— What you need to do —
Copy out every line exactly, passing over the pictures.

## BEGIN Dataset section

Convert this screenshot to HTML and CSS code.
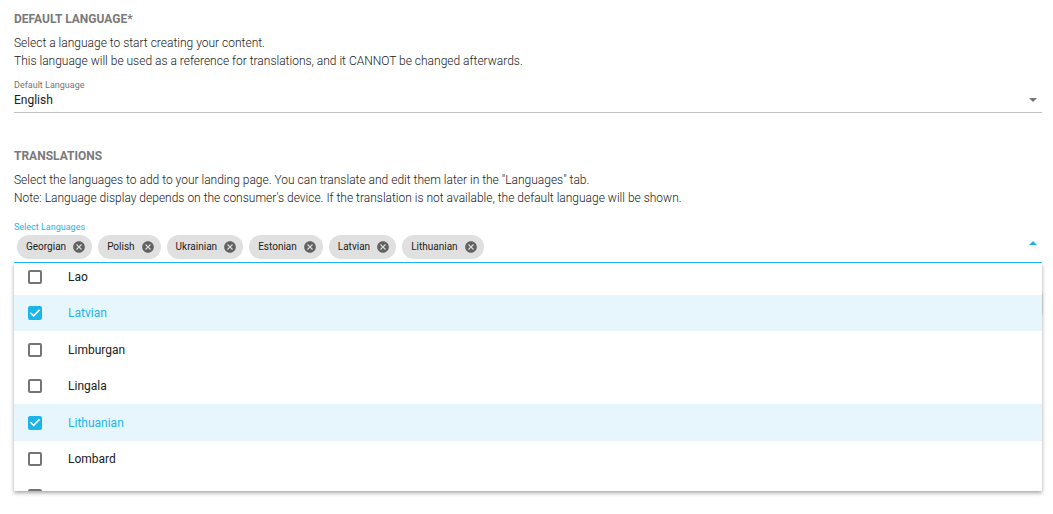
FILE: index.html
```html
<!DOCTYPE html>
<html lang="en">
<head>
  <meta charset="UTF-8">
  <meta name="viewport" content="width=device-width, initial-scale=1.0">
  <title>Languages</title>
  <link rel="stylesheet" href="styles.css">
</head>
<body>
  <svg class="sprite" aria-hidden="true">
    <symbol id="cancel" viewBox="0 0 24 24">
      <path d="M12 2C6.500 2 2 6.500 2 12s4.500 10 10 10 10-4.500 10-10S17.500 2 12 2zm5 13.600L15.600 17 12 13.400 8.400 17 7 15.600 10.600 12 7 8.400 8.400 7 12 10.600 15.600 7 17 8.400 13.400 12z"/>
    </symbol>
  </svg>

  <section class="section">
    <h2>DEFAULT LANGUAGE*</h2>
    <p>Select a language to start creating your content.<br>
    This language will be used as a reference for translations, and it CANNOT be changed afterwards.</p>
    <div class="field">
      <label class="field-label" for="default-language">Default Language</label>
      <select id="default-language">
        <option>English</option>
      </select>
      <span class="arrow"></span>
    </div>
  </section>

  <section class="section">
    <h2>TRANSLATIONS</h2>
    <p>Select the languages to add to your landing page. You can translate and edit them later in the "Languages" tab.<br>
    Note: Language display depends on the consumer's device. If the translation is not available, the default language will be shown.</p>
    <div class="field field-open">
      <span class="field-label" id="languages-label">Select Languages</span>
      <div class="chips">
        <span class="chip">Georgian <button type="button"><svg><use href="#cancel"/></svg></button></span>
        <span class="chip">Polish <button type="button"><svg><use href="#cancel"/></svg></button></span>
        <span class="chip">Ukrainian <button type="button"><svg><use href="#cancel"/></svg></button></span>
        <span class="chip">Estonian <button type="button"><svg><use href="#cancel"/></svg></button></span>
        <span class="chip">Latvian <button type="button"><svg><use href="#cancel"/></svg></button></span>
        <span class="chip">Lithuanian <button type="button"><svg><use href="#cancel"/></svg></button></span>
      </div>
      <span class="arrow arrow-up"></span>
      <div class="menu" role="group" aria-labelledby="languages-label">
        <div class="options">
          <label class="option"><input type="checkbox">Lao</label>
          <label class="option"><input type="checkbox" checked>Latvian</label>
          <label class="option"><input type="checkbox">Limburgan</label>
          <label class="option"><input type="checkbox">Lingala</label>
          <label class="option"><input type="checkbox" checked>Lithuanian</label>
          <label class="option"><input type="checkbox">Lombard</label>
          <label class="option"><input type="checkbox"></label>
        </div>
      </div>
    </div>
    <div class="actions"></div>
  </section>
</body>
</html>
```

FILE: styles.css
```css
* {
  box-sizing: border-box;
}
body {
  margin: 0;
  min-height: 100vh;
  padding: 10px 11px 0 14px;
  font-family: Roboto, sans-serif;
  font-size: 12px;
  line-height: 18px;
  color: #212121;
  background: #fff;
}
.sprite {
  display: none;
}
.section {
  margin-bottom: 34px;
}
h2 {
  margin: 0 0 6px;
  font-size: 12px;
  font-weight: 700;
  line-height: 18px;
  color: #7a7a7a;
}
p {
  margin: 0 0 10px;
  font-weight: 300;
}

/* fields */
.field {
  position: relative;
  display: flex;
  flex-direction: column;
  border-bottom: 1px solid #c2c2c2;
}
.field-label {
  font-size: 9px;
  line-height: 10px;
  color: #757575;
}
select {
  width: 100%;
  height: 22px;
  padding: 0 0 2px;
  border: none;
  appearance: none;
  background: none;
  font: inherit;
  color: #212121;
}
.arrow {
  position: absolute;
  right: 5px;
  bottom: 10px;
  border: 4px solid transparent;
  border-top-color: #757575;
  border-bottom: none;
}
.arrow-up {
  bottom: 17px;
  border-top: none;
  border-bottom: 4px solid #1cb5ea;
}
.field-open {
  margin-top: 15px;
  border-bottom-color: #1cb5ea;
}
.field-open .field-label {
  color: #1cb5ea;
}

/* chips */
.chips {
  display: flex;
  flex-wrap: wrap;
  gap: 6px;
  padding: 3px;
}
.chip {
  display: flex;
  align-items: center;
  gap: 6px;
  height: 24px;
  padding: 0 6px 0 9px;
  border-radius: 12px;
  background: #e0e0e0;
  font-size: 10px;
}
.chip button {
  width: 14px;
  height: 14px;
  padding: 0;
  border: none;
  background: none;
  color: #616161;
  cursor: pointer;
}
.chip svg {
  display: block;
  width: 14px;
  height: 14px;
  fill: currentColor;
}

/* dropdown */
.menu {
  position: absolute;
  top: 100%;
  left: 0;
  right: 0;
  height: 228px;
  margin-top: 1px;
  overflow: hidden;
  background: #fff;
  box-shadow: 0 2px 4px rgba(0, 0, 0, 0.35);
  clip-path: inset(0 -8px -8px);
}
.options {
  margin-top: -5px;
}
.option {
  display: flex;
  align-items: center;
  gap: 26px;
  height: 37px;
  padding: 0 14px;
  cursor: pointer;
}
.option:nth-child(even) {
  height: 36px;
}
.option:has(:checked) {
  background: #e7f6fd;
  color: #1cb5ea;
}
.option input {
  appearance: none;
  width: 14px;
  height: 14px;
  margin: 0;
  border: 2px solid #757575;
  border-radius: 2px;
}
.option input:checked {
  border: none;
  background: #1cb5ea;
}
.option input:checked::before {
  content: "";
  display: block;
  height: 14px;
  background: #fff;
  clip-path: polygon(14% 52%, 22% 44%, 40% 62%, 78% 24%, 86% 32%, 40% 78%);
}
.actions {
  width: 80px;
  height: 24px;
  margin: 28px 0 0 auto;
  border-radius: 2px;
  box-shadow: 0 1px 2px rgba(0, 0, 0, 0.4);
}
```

## END Dataset section

— Result for this exercise —
Convert this screenshot to HTML and CSS code.
FILE: index.html
```html
<!DOCTYPE html>
<html lang="en">
<head>
  <meta charset="UTF-8">
  <meta name="viewport" content="width=device-width, initial-scale=1.0">
  <title>Languages</title>
  <link rel="stylesheet" href="styles.css">
</head>
<body>
  <svg class="sprite" aria-hidden="true">
    <symbol id="cancel" viewBox="0 0 24 24">
      <path d="M12 2C6.500 2 2 6.500 2 12s4.500 10 10 10 10-4.500 10-10S17.500 2 12 2zm5 13.600L15.600 17 12 13.400 8.400 17 7 15.600 10.600 12 7 8.400 8.400 7 12 10.600 15.600 7 17 8.400 13.400 12z"/>
    </symbol>
  </svg>

  <section class="section">
    <h2>DEFAULT LANGUAGE*</h2>
    <p>Select a language to start creating your content.<br>
    This language will be used as a reference for translations, and it CANNOT be changed afterwards.</p>
    <div class="field">
      <label class="field-label" for="default-language">Default Language</label>
      <select id="default-language">
        <option>English</option>
      </select>
      <span class="arrow"></span>
    </div>
  </section>

  <section class="section">
    <h2>TRANSLATIONS</h2>
    <p>Select the languages to add to your landing page. You can translate and edit them later in the "Languages" tab.<br>
    Note: Language display depends on the consumer's device. If the translation is not available, the default language will be shown.</p>
    <div class="field field-open">
      <span class="field-label" id="languages-label">Select Languages</span>
      <div class="chips">
        <span class="chip">Georgian <button type="button"><svg><use href="#cancel"/></svg></button></span>
        <span class="chip">Polish <button type="button"><svg><use href="#cancel"/></svg></button></span>
        <span class="chip">Ukrainian <button type="button"><svg><use href="#cancel"/></svg></button></span>
        <span class="chip">Estonian <button type="button"><svg><use href="#cancel"/></svg></button></span>
        <span class="chip">Latvian <button type="button"><svg><use href="#cancel"/></svg></button></span>
        <span class="chip">Lithuanian <button type="button"><svg><use href="#cancel"/></svg></button></span>
      </div>
      <span class="arrow arrow-up"></span>
      <div class="menu" role="group" aria-labelledby="languages-label">
        <div class="options">
          <label class="option"><input type="checkbox">Lao</label>
          <label class="option"><input type="checkbox" checked>Latvian</label>
          <label class="option"><input type="checkbox">Limburgan</label>
          <label class="option"><input type="checkbox">Lingala</label>
          <label class="option"><input type="checkbox" checked>Lithuanian</label>
          <label class="option"><input type="checkbox">Lombard</label>
          <label class="option"><input type="checkbox"></label>
        </div>
      </div>
    </div>
    <div class="actions"></div>
  </section>
</body>
</html>
```

FILE: styles.css
```css
* {
  box-sizing: border-box;
}
body {
  margin: 0;
  min-height: 100vh;
  padding: 10px 11px 0 14px;
  font-family: Roboto, sans-serif;
  font-size: 12px;
  line-height: 18px;
  color: #212121;
  background: #fff;
}
.sprite {
  display: none;
}
.section {
  margin-bottom: 34px;
}
h2 {
  margin: 0 0 6px;
  font-size: 12px;
  font-weight: 700;
  line-height: 18px;
  color: #7a7a7a;
}
p {
  margin: 0 0 10px;
  font-weight: 300;
}

/* fields */
.field {
  position: relative;
  display: flex;
  flex-direction: column;
  border-bottom: 1px solid #c2c2c2;
}
.field-label {
  font-size: 9px;
  line-height: 10px;
  color: #757575;
}
select {
  width: 100%;
  height: 22px;
  padding: 0 0 2px;
  border: none;
  appearance: none;
  background: none;
  font: inherit;
  color: #212121;
}
.arrow {
  position: absolute;
  right: 5px;
  bottom: 10px;
  border: 4px solid transparent;
  border-top-color: #757575;
  border-bottom: none;
}
.arrow-up {
  bottom: 17px;
  border-top: none;
  border-bottom: 4px solid #1cb5ea;
}
.field-open {
  margin-top: 15px;
  border-bottom-color: #1cb5ea;
}
.field-open .field-label {
  color: #1cb5ea;
}

/* chips */
.chips {
  display: flex;
  flex-wrap: wrap;
  gap: 6px;
  padding: 3px;
}
.chip {
  display: flex;
  align-items: center;
  gap: 6px;
  height: 24px;
  padding: 0 6px 0 9px;
  border-radius: 12px;
  background: #e0e0e0;
  font-size: 10px;
}
.chip button {
  width: 14px;
  height: 14px;
  padding: 0;
  border: none;
  background: none;
  color: #616161;
  cursor: pointer;
}
.chip svg {
  display: block;
  width: 14px;
  height: 14px;
  fill: currentColor;
}

/* dropdown */
.menu {
  position: absolute;
  top: 100%;
  left: 0;
  right: 0;
  height: 228px;
  margin-top: 1px;
  overflow: hidden;
  background: #fff;
  box-shadow: 0 2px 4px rgba(0, 0, 0, 0.35);
  clip-path: inset(0 -8px -8px);
}
.options {
  margin-top: -5px;
}
.option {
  display: flex;
  align-items: center;
  gap: 26px;
  height: 37px;
  padding: 0 14px;
  cursor: pointer;
}
.option:nth-child(even) {
  height: 36px;
}
.option:has(:checked) {
  background: #e7f6fd;
  color: #1cb5ea;
}
.option input {
  appearance: none;
  width: 14px;
  height: 14px;
  margin: 0;
  border: 2px solid #757575;
  border-radius: 2px;
}
.option input:checked {
  border: none;
  background: #1cb5ea;
}
.option input:checked::before {
  content: "";
  display: block;
  height: 14px;
  background: #fff;
  clip-path: polygon(14% 52%, 22% 44%, 40% 62%, 78% 24%, 86% 32%, 40% 78%);
}
.actions {
  width: 80px;
  height: 24px;
  margin: 28px 0 0 auto;
  border-radius: 2px;
  box-shadow: 0 1px 2px rgba(0, 0, 0, 0.4);
}
```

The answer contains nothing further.